Project Red puts heart health centre stage—literally

Annual charity fashion show takes things up a notch

Project Red will be held in Grant Hall on Feb. 7.
Credit: 
Supplied by Dee Mackintosh

Heart health, but make it fashion.

Project Red is back at it again with their annual charity fashion show on Feb. 7. This year, they’re proclaiming it The Age of Love. Starting at 8 p.m., the show will be held in Grant Hall.

Co-Director Dee Mackintosh (Nursing ’20) talked to The Journal about the annual show. She said the team has been preparing for this since September.

“Once we got back [to Kingston], we started hiring our models and dancers and performers. And we've been working on it ever since then. So it's been a long, long process. And we're excited that it's coming to the final bit this week.”

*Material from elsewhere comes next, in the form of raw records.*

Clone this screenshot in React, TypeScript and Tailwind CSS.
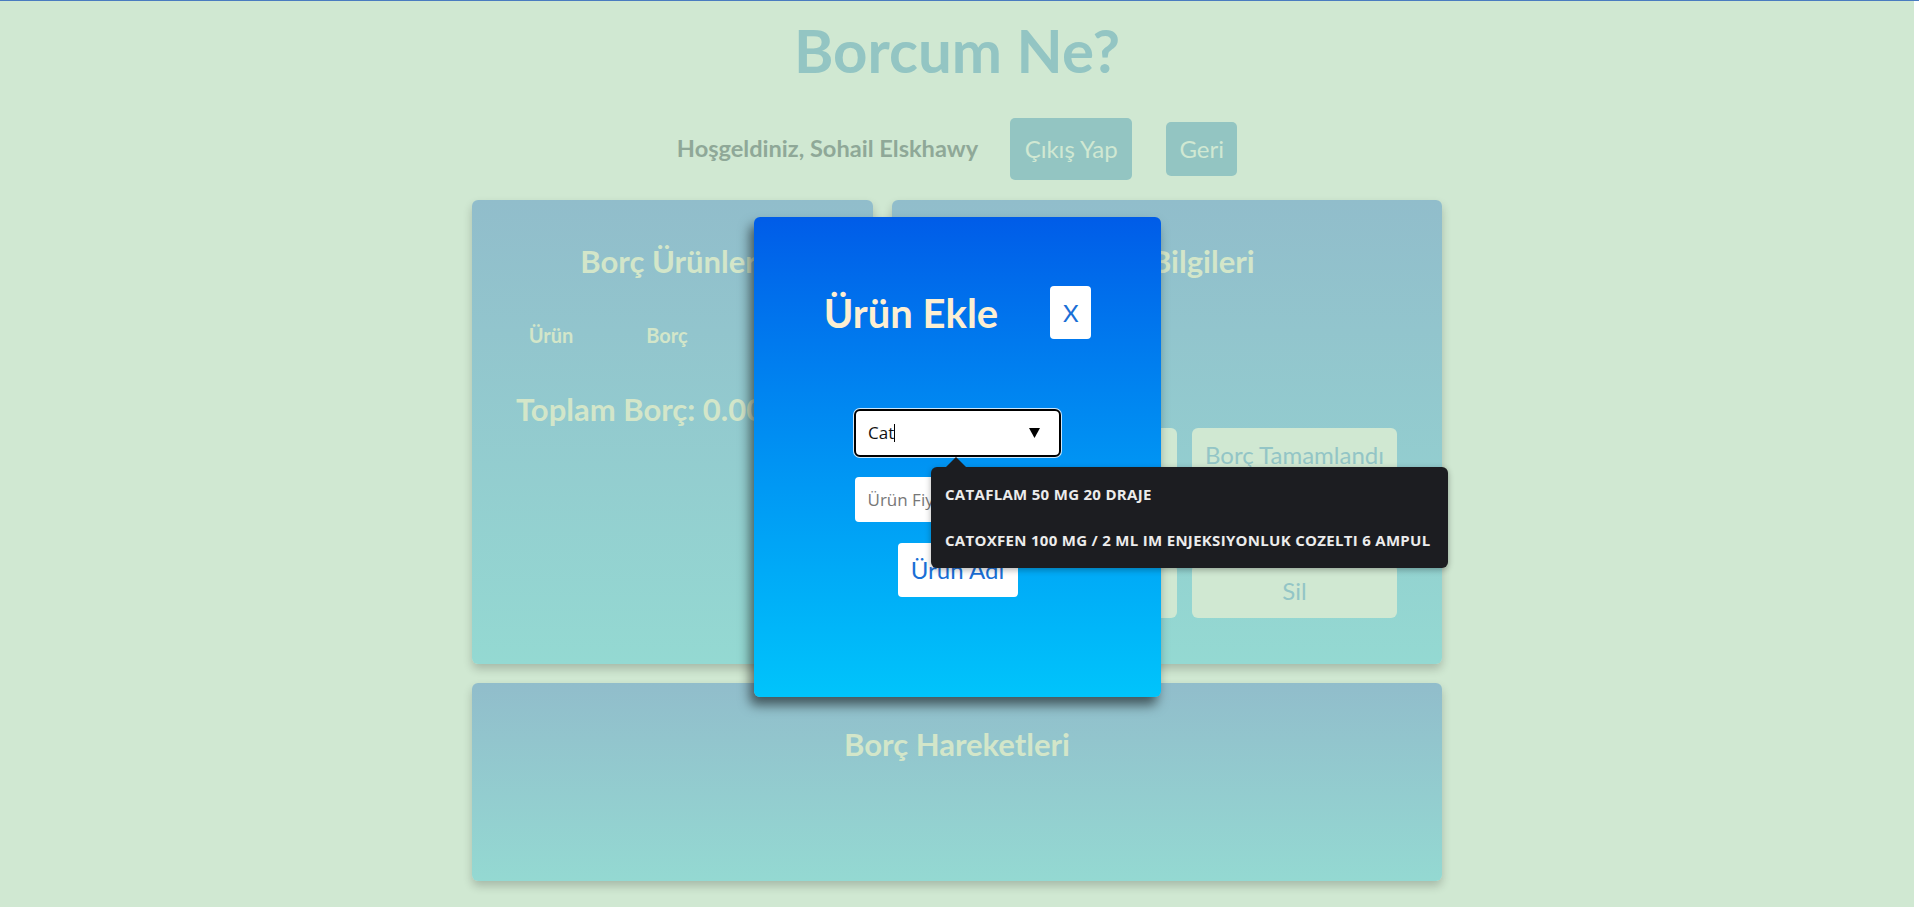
import React from "react";

const lato = { fontFamily: "Lato, 'Noto Sans', sans-serif" };

const App = () => {
  const rows = [
    ["", "Borç Tamamlandı"],
    ["", ""],
    ["", "Sil"],
  ];

  return (
    <div className="min-h-screen bg-white border-t border-[#4a7cc0] flex" style={lato}>
      <main className="relative w-[1914px] h-[906px] bg-[#d0e8d2] flex flex-col items-center">
        {/* Header */}
        <h1 className="mt-[19px] text-[60px] leading-[60px] font-bold text-[#93c5c3]">Borcum Ne?</h1>

        <div className="mt-[38px] flex items-center h-[62px]">
          <span className="text-[23.6px] font-bold text-[#8fa898]">Hoşgeldiniz, Sohail Elskhawy</span>
          <button className="ml-[32px] w-[122px] h-[62px] rounded-[5px] bg-[#93c5c2] text-[24px] text-[#d0e8d2]">
            Çıkış Yap
          </button>
          <button className="ml-[34px] w-[71px] h-[54px] rounded-[5px] bg-[#93c5c2] text-[24px] text-[#d0e8d2]">
            Geri
          </button>
        </div>

        {/* Cards */}
        <div className="mt-[20px] flex gap-[19px]">
          <section className="w-[401px] h-[464px] rounded-[6px] bg-gradient-to-b from-[#91bdcb] to-[#94d9d2] shadow-[0_5px_10px_rgba(0,0,0,0.2)] pt-[45px] text-[#d3e6c9]">
            <h2 className="text-center text-[31px] leading-[32px] font-bold">Borç Ürünleri</h2>
            <div className="mt-[48px] ml-[21px] flex text-[20px] leading-[20px] font-bold">
              <span className="w-[116px] text-center">Ürün</span>
              <span className="w-[116px] text-center">Borç</span>
            </div>
            <p className="mt-[48px] ml-[44px] text-[31px] leading-[32px] font-bold whitespace-nowrap">Toplam Borç: 0.00</p>
          </section>

          <section className="w-[550px] h-[464px] rounded-[6px] bg-gradient-to-b from-[#91bdcb] to-[#94d9d2] shadow-[0_5px_10px_rgba(0,0,0,0.2)] pt-[45px] text-[#d3e6c9]">
            <h2 className="text-center text-[31px] leading-[32px] font-bold">Borç Bilgileri</h2>
            <div className="mt-[151px] ml-[80px] grid grid-cols-[205px_205px] gap-x-[15px] gap-y-[14px]">
              {rows.flat().map((label, i) => (
                <button
                  key={i}
                  className="h-[54px] rounded-[6px] bg-[#d0e8d2] text-[24px] text-[#93c5c6]"
                >
                  {label}
                </button>
              ))}
            </div>
          </section>
        </div>

        <section className="mt-[19px] w-[970px] h-[198px] rounded-[6px] bg-gradient-to-b from-[#91bdcb] to-[#94d9d2] shadow-[0_5px_10px_rgba(0,0,0,0.2)] pt-[45px] text-[#d3e6c9]">
          <h2 className="text-center text-[31px] leading-[32px] font-bold">Borç Hareketleri</h2>
        </section>

        {/* Modal */}
        <div className="absolute left-[754px] top-[216px] w-[407px] h-[480px] rounded-[6px] bg-gradient-to-b from-[#005ce8] to-[#00c4fb] shadow-[-4px_8px_12px_rgba(0,0,0,0.55)] pt-[69px] flex flex-col items-center">
          <div className="flex items-center gap-[52px] h-[53px]">
            <h3 className="text-[40px] leading-[40px] font-bold text-[#fcefd2]">Ürün Ekle</h3>
            <button className="w-[41px] h-[53px] rounded-[4px] bg-white text-[24px] text-[#1a6fd6]">X</button>
          </div>

          <div className="mt-[70px] w-[207px] h-[48px] rounded-[6px] border-2 border-black bg-white ring-1 ring-white/80 flex items-center pl-[12px] pr-[19px]" style={{ fontFamily: "'Open Sans', 'Noto Sans', sans-serif" }}>
            <span className="text-[17px] text-[#111]">Cat</span>
            <span className="w-px h-[18px] bg-black" />
            <svg className="ml-auto" width="11" height="10" viewBox="0 0 11 10">
              <path d="M0 0 H11 L5.5 10 Z" fill="#000" />
            </svg>
          </div>

          <div className="mt-[20px] w-[206px] h-[45px] rounded-[4px] bg-white flex items-center pl-[13px]" style={{ fontFamily: "'Open Sans', 'Noto Sans', sans-serif" }}>
            <span className="text-[17px] text-[#777]">Ürün Fiyatı</span>
          </div>

          <button className="mt-[21px] w-[120px] h-[54px] rounded-[4px] bg-white text-[24px] text-[#1a6fd6]">Ürün Adı</button>
        </div>

        {/* Datalist dropdown */}
        <div className="absolute left-[931px] top-[466px] w-[517px] h-[101px] rounded-[6px] bg-[#1c1d21] shadow-[0_2px_6px_rgba(0,0,0,0.3)] pt-[16px] pl-[14px]" style={{ fontFamily: "'Open Sans', 'Noto Sans', sans-serif" }}>
          <svg className="absolute left-[15px] -top-[10px]" width="20" height="10" viewBox="0 0 20 10">
            <path d="M0 10 L10 0 L20 10 Z" fill="#1c1d21" />
          </svg>
          <ul className="flex flex-col gap-[24px] text-[15px] leading-[22px] tracking-[0.3px] font-bold text-[#ececec]">
            <li>CATAFLAM 50 MG 20 DRAJE</li>
            <li>CATOXFEN 100 MG / 2 ML IM ENJEKSIYONLUK COZELTI 6 AMPUL</li>
          </ul>
        </div>
      </main>
    </div>
  );
};

export default App;
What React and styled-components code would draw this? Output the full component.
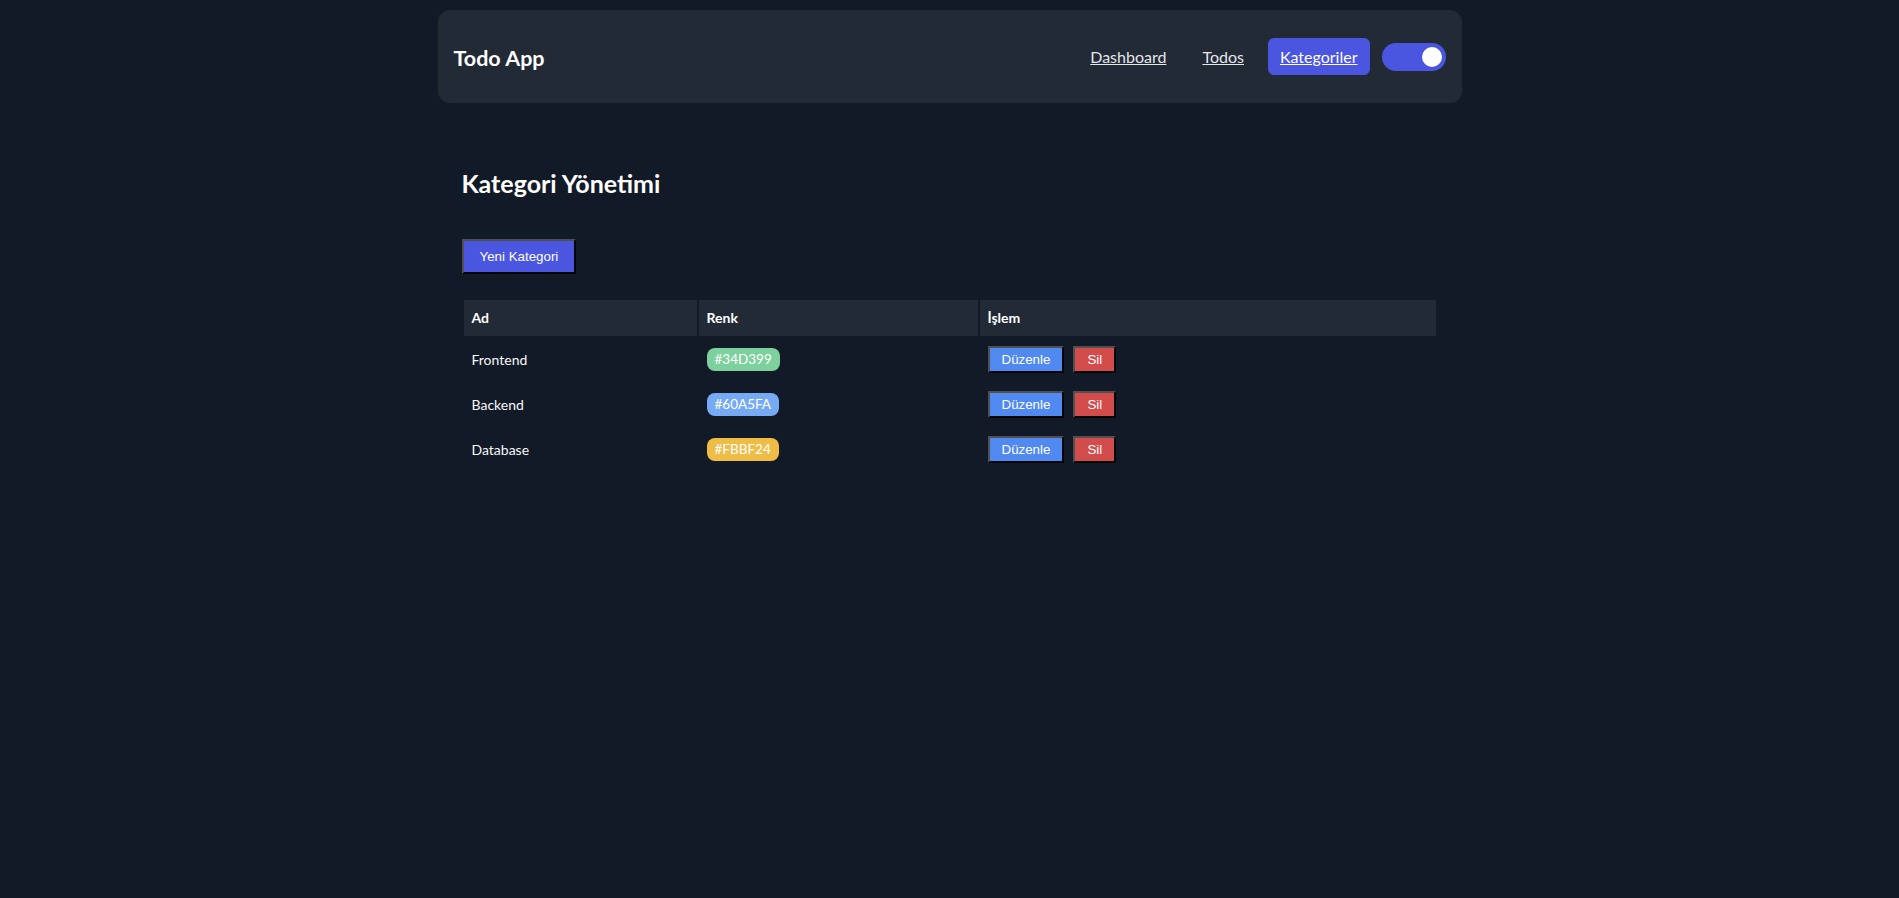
import React from 'react'
import styled, { createGlobalStyle } from 'styled-components'

const GlobalStyle = createGlobalStyle`
  html, body {
    margin: 0;
    background: #131a27;
    color: #f3f4f6;
    font-family: Lato, "Noto Sans", sans-serif;
  }
`;

const categories = [
  { id: 1, name: 'Frontend', color: '#34D399', tint: '#7dd19e' },
  { id: 2, name: 'Backend', color: '#60A5FA', tint: '#76aaf4' },
  { id: 3, name: 'Database', color: '#FBBF24', tint: '#efbd45' },
];

export default function App() {
  return (
    <>
      <GlobalStyle />
      <Header>
        <Brand>Todo App</Brand>
        <Nav>
          <NavLink href="#">Dashboard</NavLink>
          <NavLink href="#">Todos</NavLink>
          <NavLink href="#" $active>Kategoriler</NavLink>
          <Toggle aria-label="theme">
            <Knob />
          </Toggle>
        </Nav>
      </Header>

      <Main>
        <Title>Kategori Yönetimi</Title>
        <Button $bg="#4a55e0" $size="big">Yeni Kategori</Button>

        <Table>
          <thead>
            <tr>
              <HeadCell $w="233px">Ad</HeadCell>
              <HeadCell $w="279px">Renk</HeadCell>
              <HeadCell>İşlem</HeadCell>
            </tr>
          </thead>
          <tbody>
            {categories.map(c => (
              <tr key={c.id}>
                <Cell>{c.name}</Cell>
                <Cell>
                  <Badge $bg={c.tint}>{c.color}</Badge>
                </Cell>
                <Cell>
                  <Actions>
                    <Button $bg="#5089ef">Düzenle</Button>
                    <Button $bg="#d24c4b">Sil</Button>
                  </Actions>
                </Cell>
              </tr>
            ))}
          </tbody>
        </Table>
      </Main>
    </>
  )
}

const Header = styled.header`
  max-width: 1024px;
  box-sizing: border-box;
  margin: 10px auto 0;
  padding: 28px 16px;
  background: #222a36;
  border-radius: 12px;
  display: flex;
  align-items: center;
  justify-content: space-between;
`;

const Brand = styled.div`
  font-size: 21.5px;
  font-weight: 700;
  color: #ffffff;
  line-height: 24px;
  padding-top: 3px;
`;

const Nav = styled.nav`
  display: flex;
  align-items: center;
  gap: 12px;
`;

const NavLink = styled.a`
  font-size: 16px;
  line-height: 21px;
  padding: 8px 12px;
  border-radius: 6px;
  color: ${p => (p.$active ? '#ffffff' : '#e5e7eb')};
  background: ${p => (p.$active ? '#4a55e0' : 'transparent')};
  text-decoration: underline;
`;

const Toggle = styled.div`
  width: 64px;
  height: 28px;
  box-sizing: border-box;
  padding: 0 4px;
  border-radius: 14px;
  background: #4a55e0;
  display: flex;
  align-items: center;
  justify-content: flex-end;
`;

const Knob = styled.span`
  width: 20px;
  height: 20px;
  border-radius: 50%;
  background: #ffffff;
`;

const Main = styled.main`
  max-width: 1024px;
  box-sizing: border-box;
  margin: 0 auto;
  padding: 66px 24px 24px;
`;

const Title = styled.h2`
  margin: 0 0 41px;
  font-size: 25px;
  line-height: 29px;
  font-weight: 700;
  color: #ffffff;
`;

const Button = styled.button`
  font-family: "Liberation Sans", Arial, sans-serif;
  font-size: 13.333px;
  line-height: 15px;
  color: #ffffff;
  background: ${p => p.$bg};
  border-width: 2px;
  border-style: solid;
  border-color: #505050 #050505 #050505 #505050;
  padding: ${p => (p.$size === 'big' ? '8px 16px' : '4px 12px')};
  margin: 0;
  cursor: pointer;
`;

const Table = styled.table`
  width: 100%;
  margin-top: 24px;
  border-spacing: 2px;
  table-layout: fixed;
`;

const HeadCell = styled.th`
  width: ${p => p.$w || 'auto'};
  box-sizing: border-box;
  background: #222a36;
  text-align: left;
  padding: 8px;
  font-size: 14px;
  line-height: 20px;
  font-weight: 700;
  color: #ffffff;
`;

const Cell = styled.td`
  padding: 8px;
  font-size: 14px;
  color: #f6f7f9;
  vertical-align: middle;
`;

const Badge = styled.span`
  display: inline-block;
  padding: 2px 8px;
  border-radius: 8px;
  font-size: 13.5px;
  line-height: 19px;
  color: #ffffff;
  background: ${p => p.$bg};
`;

const Actions = styled.div`
  display: flex;
  align-items: center;
  gap: 9px;
`;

Along with her directorial counterpart, Nicole Burgess, Mackintosh oversees the various sections that make up the fashion show. From models to dancers, designers and choreographers, there are a lot of people to coordinate with to ensure the show goes off without a hitch.

There are even more groups behind the scenes—including marketing, sponsorship, and fundraising. It takes a lot to get the show working smoothly, but Mackintosh says it’s all worth it. After all, it’s supporting a good cause.

All proceeds from the fashion show goes towards the Heart and Stroke Foundation. This year, a Cardiovascular Imaging Network at Queen’s (QINC) lab will be participating as one of the acts in the show.

“One of the aspects that we're incorporating this year into the show is we're actually going to have a lab that does research and was previously funded by the Heart and Stroke Foundation through Queen’s,” Mackintosh said in an interview with The Journal. “They're coming and are actually going to demonstrate the research that they've done with the Heart and Stroke money.”

The researchers are going to demonstrate the technology they’ve developed: a portable ultrasound machine that, by Mackintosh’s understanding, will be used to help isolated Northern communities and developing countries do quick and easy ultrasounds to determine if someone requires further medical care.

This way, viewers aren’t only entertained by the models and dancers that occupy the stage every year, they’ll also get to see exactly where their money is going.

Project Red’s mission is to promote a healthy, active lifestyle around campus. They do this in a number of ways, but this is the first time they’re inviting a cardiovascular research lab to perform for their audience. In this way, they’re taking Project Red to new levels.

Typically, they work to encourage students to take their heart health seriously through an annual 5K run. This happened last October and was called Run Your Heart Out.

The focus on heart health translates in their fashion show through the executive’s focus on desires of the heart, through all forms of love.

The theme this year, then, is all the more fitting: The Age of Love.

Broken into four acts—titled Self-Love, Pride, Unity, and Romantic Love—the show will demonstrate all different types of love a person can experience. This idea came from Mackintosh and Burgess’ personal experiences as nursing students, seeing how much familial, platonic, and romantic love can impact a patient’s recovery process.

“We’re really focusing this year on how love can impact people,” Mackintosh said. “Really driving home the message [that] love is love, no matter what form it’s in.”

She said that as nurses, they see patients all the time in the hospital with heart conditions, or people who have suffered from strokes.

“So, we really wanted to show that love is super important, whether that comes from family or friends or even the staff at the hospital, or people that work with you to recover.”

Ultimately, Mackintosh hopes people will come out and support the Heart and Stoke Foundation and the Queen’s community.

“I hope that audience members can come in, see a group of people who have a lot of fun together, [and] feel really positive leaving the show feeling like they've made a difference for the Heart and Stroke Foundation and supported their peers.”